--- start ---

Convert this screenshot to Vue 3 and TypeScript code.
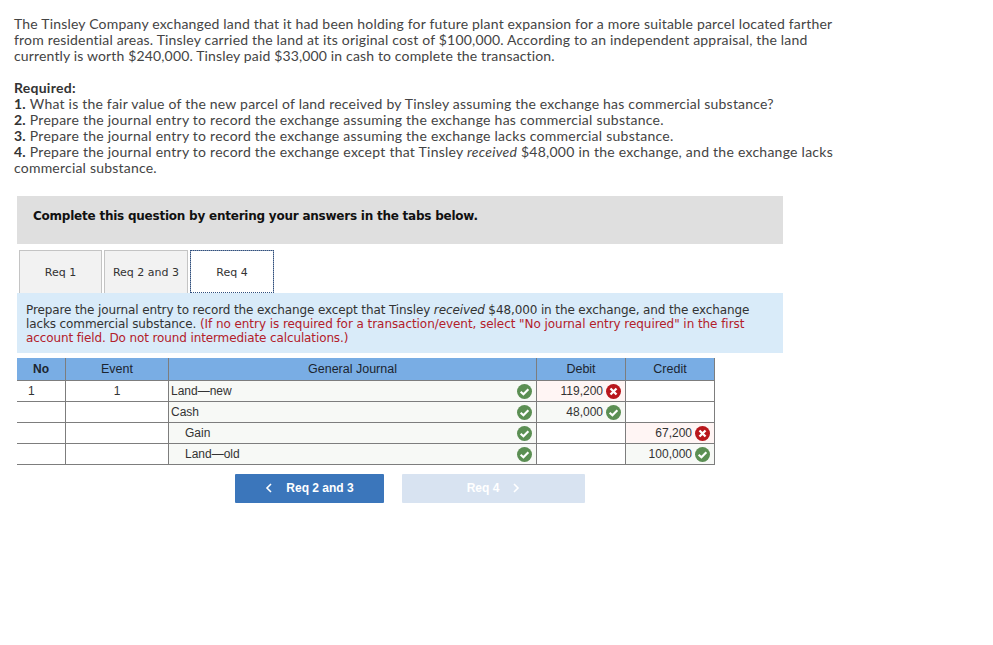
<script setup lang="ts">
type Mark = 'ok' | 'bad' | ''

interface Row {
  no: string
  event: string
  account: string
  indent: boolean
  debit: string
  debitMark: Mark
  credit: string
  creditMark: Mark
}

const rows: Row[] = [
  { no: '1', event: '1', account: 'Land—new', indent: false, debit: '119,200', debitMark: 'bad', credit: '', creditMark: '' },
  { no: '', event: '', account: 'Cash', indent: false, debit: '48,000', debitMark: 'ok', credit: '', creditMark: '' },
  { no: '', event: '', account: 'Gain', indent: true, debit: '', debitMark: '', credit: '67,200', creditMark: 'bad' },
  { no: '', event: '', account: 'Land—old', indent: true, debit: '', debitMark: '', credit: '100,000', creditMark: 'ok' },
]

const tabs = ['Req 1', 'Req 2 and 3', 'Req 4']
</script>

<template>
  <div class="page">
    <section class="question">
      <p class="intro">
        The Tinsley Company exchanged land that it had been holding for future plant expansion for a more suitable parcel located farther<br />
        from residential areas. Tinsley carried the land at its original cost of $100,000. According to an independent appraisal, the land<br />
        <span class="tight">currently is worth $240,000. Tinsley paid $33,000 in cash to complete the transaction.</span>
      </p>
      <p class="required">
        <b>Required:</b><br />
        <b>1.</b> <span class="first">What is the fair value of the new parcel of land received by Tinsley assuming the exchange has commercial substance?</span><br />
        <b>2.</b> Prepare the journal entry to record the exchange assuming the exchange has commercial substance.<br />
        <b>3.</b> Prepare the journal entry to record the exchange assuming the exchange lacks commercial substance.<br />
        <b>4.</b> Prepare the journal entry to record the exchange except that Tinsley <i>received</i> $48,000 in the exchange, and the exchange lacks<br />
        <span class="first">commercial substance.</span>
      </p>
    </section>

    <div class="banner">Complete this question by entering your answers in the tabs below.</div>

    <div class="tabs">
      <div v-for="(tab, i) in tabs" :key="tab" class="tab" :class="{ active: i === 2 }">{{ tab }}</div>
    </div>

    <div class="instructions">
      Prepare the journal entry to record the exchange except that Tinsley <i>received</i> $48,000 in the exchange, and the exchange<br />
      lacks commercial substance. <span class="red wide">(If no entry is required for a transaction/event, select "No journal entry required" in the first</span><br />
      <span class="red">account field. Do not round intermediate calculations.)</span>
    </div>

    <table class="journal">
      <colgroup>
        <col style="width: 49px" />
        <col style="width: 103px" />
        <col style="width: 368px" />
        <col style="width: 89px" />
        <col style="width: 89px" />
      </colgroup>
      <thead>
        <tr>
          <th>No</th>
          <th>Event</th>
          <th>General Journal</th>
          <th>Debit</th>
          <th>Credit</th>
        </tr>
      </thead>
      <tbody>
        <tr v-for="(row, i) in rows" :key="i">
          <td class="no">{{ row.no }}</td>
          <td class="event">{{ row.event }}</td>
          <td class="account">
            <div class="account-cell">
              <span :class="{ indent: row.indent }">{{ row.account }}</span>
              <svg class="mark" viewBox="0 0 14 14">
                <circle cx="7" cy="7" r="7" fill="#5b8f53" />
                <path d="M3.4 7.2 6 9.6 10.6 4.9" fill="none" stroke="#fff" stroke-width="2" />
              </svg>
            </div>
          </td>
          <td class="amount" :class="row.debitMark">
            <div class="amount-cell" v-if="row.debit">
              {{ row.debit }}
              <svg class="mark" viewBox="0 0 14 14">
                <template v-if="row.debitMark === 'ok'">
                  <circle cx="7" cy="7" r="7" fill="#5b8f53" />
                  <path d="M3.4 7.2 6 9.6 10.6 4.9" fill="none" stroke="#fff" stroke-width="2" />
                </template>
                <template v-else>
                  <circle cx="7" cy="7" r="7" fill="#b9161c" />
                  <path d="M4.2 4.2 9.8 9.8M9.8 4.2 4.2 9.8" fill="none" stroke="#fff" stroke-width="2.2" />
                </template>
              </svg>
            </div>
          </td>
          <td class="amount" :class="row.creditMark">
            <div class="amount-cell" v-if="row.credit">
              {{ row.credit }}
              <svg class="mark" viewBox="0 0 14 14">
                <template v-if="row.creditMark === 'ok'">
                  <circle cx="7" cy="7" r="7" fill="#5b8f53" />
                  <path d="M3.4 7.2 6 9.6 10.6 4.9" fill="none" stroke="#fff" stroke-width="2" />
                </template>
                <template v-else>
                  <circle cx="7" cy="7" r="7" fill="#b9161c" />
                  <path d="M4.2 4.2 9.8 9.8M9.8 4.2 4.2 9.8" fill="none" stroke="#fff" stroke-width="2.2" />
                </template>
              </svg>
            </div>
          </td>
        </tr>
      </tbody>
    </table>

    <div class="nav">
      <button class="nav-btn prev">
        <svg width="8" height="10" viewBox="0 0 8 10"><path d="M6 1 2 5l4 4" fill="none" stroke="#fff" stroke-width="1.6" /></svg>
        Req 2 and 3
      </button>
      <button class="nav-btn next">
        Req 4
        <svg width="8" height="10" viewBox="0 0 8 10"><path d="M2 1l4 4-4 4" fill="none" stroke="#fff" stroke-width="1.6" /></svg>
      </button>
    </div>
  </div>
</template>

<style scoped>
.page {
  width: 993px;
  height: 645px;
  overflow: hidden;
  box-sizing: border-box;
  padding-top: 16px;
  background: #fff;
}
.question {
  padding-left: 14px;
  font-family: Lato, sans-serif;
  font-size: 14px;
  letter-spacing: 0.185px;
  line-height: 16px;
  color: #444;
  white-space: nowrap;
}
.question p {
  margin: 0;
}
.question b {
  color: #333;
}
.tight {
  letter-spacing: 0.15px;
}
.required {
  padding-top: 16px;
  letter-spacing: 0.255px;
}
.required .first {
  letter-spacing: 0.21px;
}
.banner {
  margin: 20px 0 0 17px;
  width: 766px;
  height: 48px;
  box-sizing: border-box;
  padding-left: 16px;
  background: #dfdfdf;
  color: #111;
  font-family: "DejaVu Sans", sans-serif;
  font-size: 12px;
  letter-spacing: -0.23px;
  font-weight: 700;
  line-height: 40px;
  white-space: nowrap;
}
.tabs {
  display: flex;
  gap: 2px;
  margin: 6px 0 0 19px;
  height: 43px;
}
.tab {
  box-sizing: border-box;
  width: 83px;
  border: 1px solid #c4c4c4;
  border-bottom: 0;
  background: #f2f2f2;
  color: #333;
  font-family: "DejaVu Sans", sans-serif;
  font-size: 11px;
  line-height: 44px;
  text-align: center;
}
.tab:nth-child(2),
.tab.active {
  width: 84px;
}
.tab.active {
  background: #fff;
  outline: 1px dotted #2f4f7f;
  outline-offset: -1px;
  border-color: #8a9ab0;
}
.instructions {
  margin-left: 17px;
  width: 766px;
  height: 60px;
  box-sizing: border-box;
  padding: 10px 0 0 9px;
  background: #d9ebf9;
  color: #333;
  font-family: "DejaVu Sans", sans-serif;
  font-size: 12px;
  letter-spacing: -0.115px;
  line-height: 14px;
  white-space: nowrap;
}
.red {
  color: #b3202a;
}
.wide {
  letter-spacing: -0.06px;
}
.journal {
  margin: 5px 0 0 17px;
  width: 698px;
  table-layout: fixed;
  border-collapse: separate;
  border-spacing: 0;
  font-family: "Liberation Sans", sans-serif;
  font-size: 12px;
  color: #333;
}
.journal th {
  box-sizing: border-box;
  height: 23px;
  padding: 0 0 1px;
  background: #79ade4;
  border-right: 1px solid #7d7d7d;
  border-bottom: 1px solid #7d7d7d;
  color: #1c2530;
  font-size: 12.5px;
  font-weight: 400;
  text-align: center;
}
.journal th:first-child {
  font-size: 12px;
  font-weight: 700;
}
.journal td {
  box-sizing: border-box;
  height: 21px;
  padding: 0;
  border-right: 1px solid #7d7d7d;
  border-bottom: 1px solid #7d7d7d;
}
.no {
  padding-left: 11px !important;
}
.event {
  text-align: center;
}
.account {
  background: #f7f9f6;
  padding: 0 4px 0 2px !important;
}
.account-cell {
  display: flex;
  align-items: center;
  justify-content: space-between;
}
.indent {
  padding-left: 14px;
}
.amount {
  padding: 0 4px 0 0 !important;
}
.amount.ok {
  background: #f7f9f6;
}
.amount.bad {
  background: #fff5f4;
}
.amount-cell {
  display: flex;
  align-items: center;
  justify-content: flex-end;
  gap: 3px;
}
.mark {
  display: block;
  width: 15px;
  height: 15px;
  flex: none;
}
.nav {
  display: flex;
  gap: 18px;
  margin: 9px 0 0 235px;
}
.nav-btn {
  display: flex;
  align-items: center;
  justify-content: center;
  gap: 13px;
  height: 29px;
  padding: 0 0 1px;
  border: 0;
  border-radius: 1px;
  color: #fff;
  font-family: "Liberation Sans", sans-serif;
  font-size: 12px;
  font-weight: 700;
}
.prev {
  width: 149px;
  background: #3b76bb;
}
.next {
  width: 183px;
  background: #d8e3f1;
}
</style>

--- end ---

Task brief: What is the number of lines in the data above that include the word "this"? Answer with that number only.

Solution to the problem: 2